Había una vez un país muy, muy lejano, en el que algunos de sus habitantes sufrían una extraña y terrible dolencia que les llevaba a seguir varias veces al año un impulso irrefrenable capaz de mantenerlos en vela día y noche durante varias jornadas. Coincidiendo exacta y puntualmente con los prolegómenos de la temporada teatral.

Un mal que les movía a hacer cola durante varios días, incluidas sus noches, eso sí, turnándose e incluso pagando a alguien que permaneciese en vela por ellos y siempre bajo la atenta supervisión de un «vigilante popular» que organizaba los turnos y mantenía el orden.

Es una pena que yo no sepa escribir teatro, porque seguro que en esas largas horas de espera se producen interesantísimas escenas dramáticas, inquietantes momentos de tensión, situaciones hilarantes, personajes profundos y arquetipos universales.
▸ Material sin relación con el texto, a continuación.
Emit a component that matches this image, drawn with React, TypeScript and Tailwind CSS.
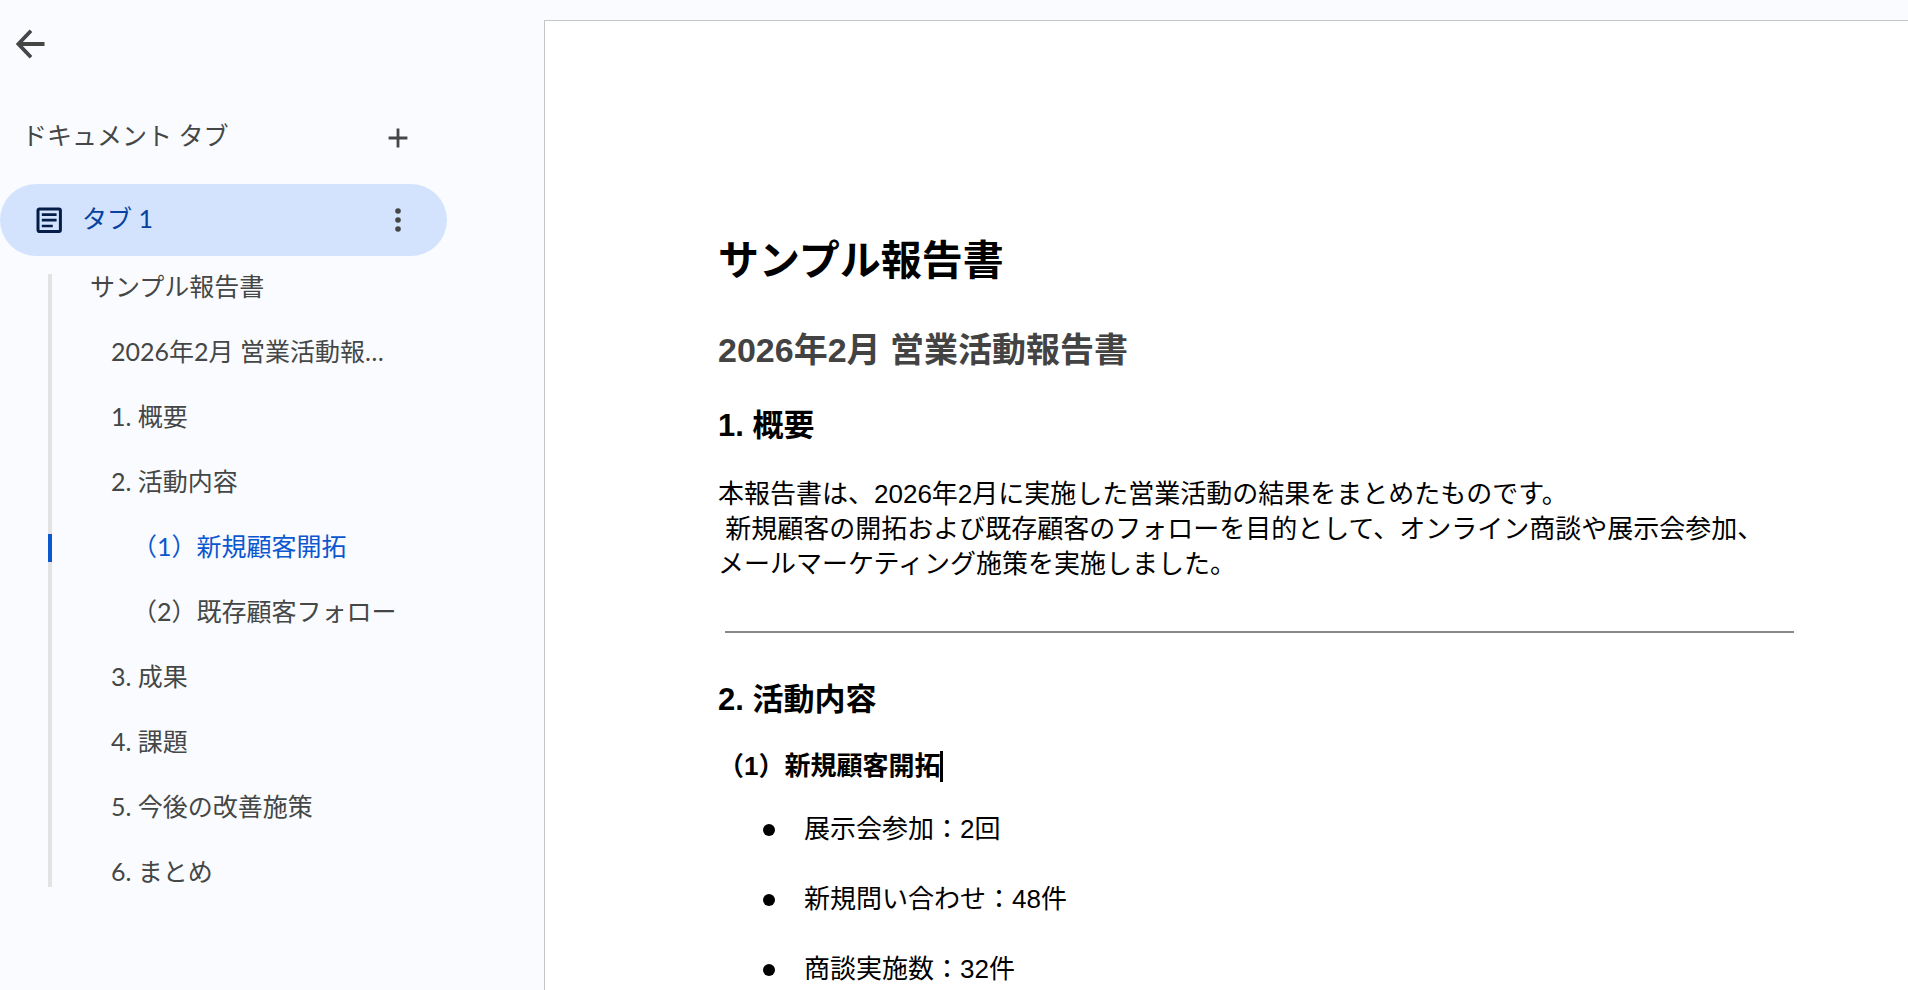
import React, { useState } from 'react';

interface OutlineItem {
  id: string;
  label: string;
  level: 1 | 2 | 3;
}

const OUTLINE: OutlineItem[] = [
  { id: 'title', label: 'サンプル報告書', level: 1 },
  { id: 'subtitle', label: '2026年2月 営業活動報告書', level: 2 },
  { id: 'overview', label: '1. 概要', level: 2 },
  { id: 'activity', label: '2. 活動内容', level: 2 },
  { id: 'new-customers', label: '（1）新規顧客開拓', level: 3 },
  { id: 'follow-up', label: '（2）既存顧客フォロー', level: 3 },
  { id: 'results', label: '3. 成果', level: 2 },
  { id: 'issues', label: '4. 課題', level: 2 },
  { id: 'improvements', label: '5. 今後の改善施策', level: 2 },
  { id: 'summary', label: '6. まとめ', level: 2 },
];

const ACTIVITIES = ['展示会参加：2回', '新規問い合わせ：48件', '商談実施数：32件'];

const LEVEL_INDENT = {
  1: 'pl-[38px]',
  2: 'pl-[59px]',
  3: 'pl-20',
};

const BackIcon = () => (
  <svg viewBox="0 0 32 32" className="size-8" fill="none" stroke="currentColor" strokeWidth="3.8">
    <path d="M30.5 16H5M17 2.8 4.4 16 17 29.2" />
  </svg>
);

const PlusIcon = () => (
  <svg viewBox="0 0 20 20" className="size-5" fill="none" stroke="currentColor" strokeWidth="2.8">
    <path d="M10 0.6v18.8M0.6 10h18.8" />
  </svg>
);

const TabIcon = () => (
  <svg viewBox="0 0 26 28" className="h-7 w-[26px]" fill="none" stroke="currentColor">
    <rect x="2" y="2.9" width="22.4" height="22.6" rx="1.4" strokeWidth="3" />
    <path d="M5.8 8.6h14.8M5.8 14.2h14.8M5.8 20h11" strokeWidth="2.7" />
  </svg>
);

const MoreIcon = () => (
  <svg viewBox="0 0 6 26" className="h-[26px] w-1.5" fill="currentColor">
    <circle cx="3" cy="4" r="2.8" />
    <circle cx="3" cy="13" r="2.8" />
    <circle cx="3" cy="22" r="2.8" />
  </svg>
);

const Sidebar: React.FC = () => {
  const [activeId, setActiveId] = useState('new-customers');

  return (
    <aside className="w-[544px] shrink-0 pr-[97px] font-[Lato,'Noto_Sans_CJK_JP',sans-serif] text-[25px] leading-9 text-[#444746]">
      <button aria-label="戻る" className="mt-7 ml-3.5 block">
        <BackIcon />
      </button>

      <div className="mt-14 flex items-end justify-between pr-[39px] pl-[22px]">
        <h2 className="pt-px">ドキュメント タブ</h2>
        <button aria-label="タブを追加" className="pb-[5px] leading-5">
          <PlusIcon />
        </button>
      </div>

      <div className="mt-[31px] flex h-[72px] items-center justify-between rounded-full bg-[#d3e3fd] pr-[46px] pl-9">
        <button className="flex items-center gap-5 text-[#0842a0]">
          <span className="text-[#041e49]">
            <TabIcon />
          </span>
          <span className="pb-1">タブ 1</span>
        </button>
        <button aria-label="タブのオプション">
          <MoreIcon />
        </button>
      </div>

      <nav className="mt-[18px] ml-12">
        <ul className="flex flex-col">
          {OUTLINE.map((item) => {
            const isActive = item.id === activeId;
            return (
              <li key={item.id} className="flex border-l-4 border-[#e3e3e3] pb-[37px] last:pb-0">
                <a
                  href={`#${item.id}`}
                  onClick={() => setActiveId(item.id)}
                  className={`-ml-1 block h-7 min-w-0 flex-1 border-l-4 pr-11 ${LEVEL_INDENT[item.level]} ${
                    isActive ? 'border-[#0b57d0] text-[#0b57d0]' : 'border-transparent'
                  }`}
                >
                  <span className="-mt-1.5 block truncate">{item.label}</span>
                </a>
              </li>
            );
          })}
        </ul>
      </nav>
    </aside>
  );
};

const Report: React.FC = () => (
  <main className="mt-5 min-w-0 flex-1 overflow-hidden border-t border-l border-[#c4c7c5] bg-white pt-[210px] pr-[114px] pl-[173px] font-['Liberation_Sans','Noto_Sans_CJK_JP',sans-serif] text-[26px] leading-[35px] text-black">
    <h1 id="title" className="text-[41px] leading-[60px] font-bold">サンプル報告書</h1>
    <h2 id="subtitle" className="mt-[34px] text-[34px] leading-[50px] font-bold text-[#434343]">
      2026年2月 営業活動報告書
    </h2>
    <h3 id="overview" className="mt-7 text-[31px] leading-[46px] font-bold">1. 概要</h3>
    <p className="mt-7 whitespace-pre-wrap">
      {'本報告書は、2026年2月に実施した営業活動の結果をまとめたものです。\n 新規顧客の開拓および既存顧客のフォローを目的として、オンライン商談や展示会参加、\nメールマーケティング施策を実施しました。'}
    </p>
    <hr className="mt-[49px] ml-[7px] border-t-2 border-[#888888]" />
    <h3 id="activity" className="mt-11 text-[31px] leading-[46px] font-bold">2. 活動内容</h3>
    <h4 id="new-customers" className="mt-[26px] flex items-center font-bold">
      （1）新規顧客開拓
      <span className="h-[31px] w-[3px] bg-black" />
    </h4>
    <ul className="mt-7 flex flex-col gap-[35px] pl-[45px]">
      {ACTIVITIES.map((activity) => (
        <li key={activity} className="flex items-center gap-[29px]">
          <span className="size-3 rounded-full bg-black" />
          {activity}
        </li>
      ))}
    </ul>
  </main>
);

const App: React.FC = () => (
  <div className="flex h-screen overflow-hidden bg-[#f9fbff]">
    <Sidebar />
    <Report />
  </div>
);

export default App;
Sería interesante que algún dramaturgo recogiese esta antorcha y, una vez conseguido el abono para las jornadas teatrales, los pacientes espectadores pudieran verse a sí mismos reflejados en el escenario, enriquecida su larga espera con hermosas frases literarias, con gestos ensayados, precisos, dedicados a provocar emociones. Quizás en la línea del teatro del absurdo, del realismo social o del esperpento del inolvidable Valle-Inclán, no sé, eso ya queda a gusto y conveniencia del autor.

Pasan los años, pero en este tan, tan lejano país nadie encuentra una solución a la extraña adicción al teatro de la que por suerte han podido sustraerse muchos de sus habitantes ante la amenaza de esas largas colas y esas noches en blanco. Y es que gran cantidad de sujetos ha pretendido traer fórmulas maravillosas para acabar con el problema: varitas mágicas, bolas de cristal, ampliar las sesiones, rifar las entradas, etcétera. Nada útil, sólo remedios de charlatanes y embaucadores.

Lo más hermoso de esta triste historia es que todo ese esfuerzo, las noches en blanco, el desembolso económico al que hay que añadir la cantidad correspondiente al alquiler de sustituto en la fila, no es para cobrar el premio gordo de la lotería, ni para conseguir llevarse un coche del concesionario a mitad de precio, nada material, en absoluto. Es, sencilla y llanamente, para conseguir un buena butaca en el teatro. Eso es afición.

Desconozco si ésta es una de esas pandemias que se extienden de unos países a otros, porque es sólo un relato, y como me lo han contado lo cuento yo. Advirtiendo, eso sí, de que cualquier parecido con la realidad de Avilés es pura coincidencia.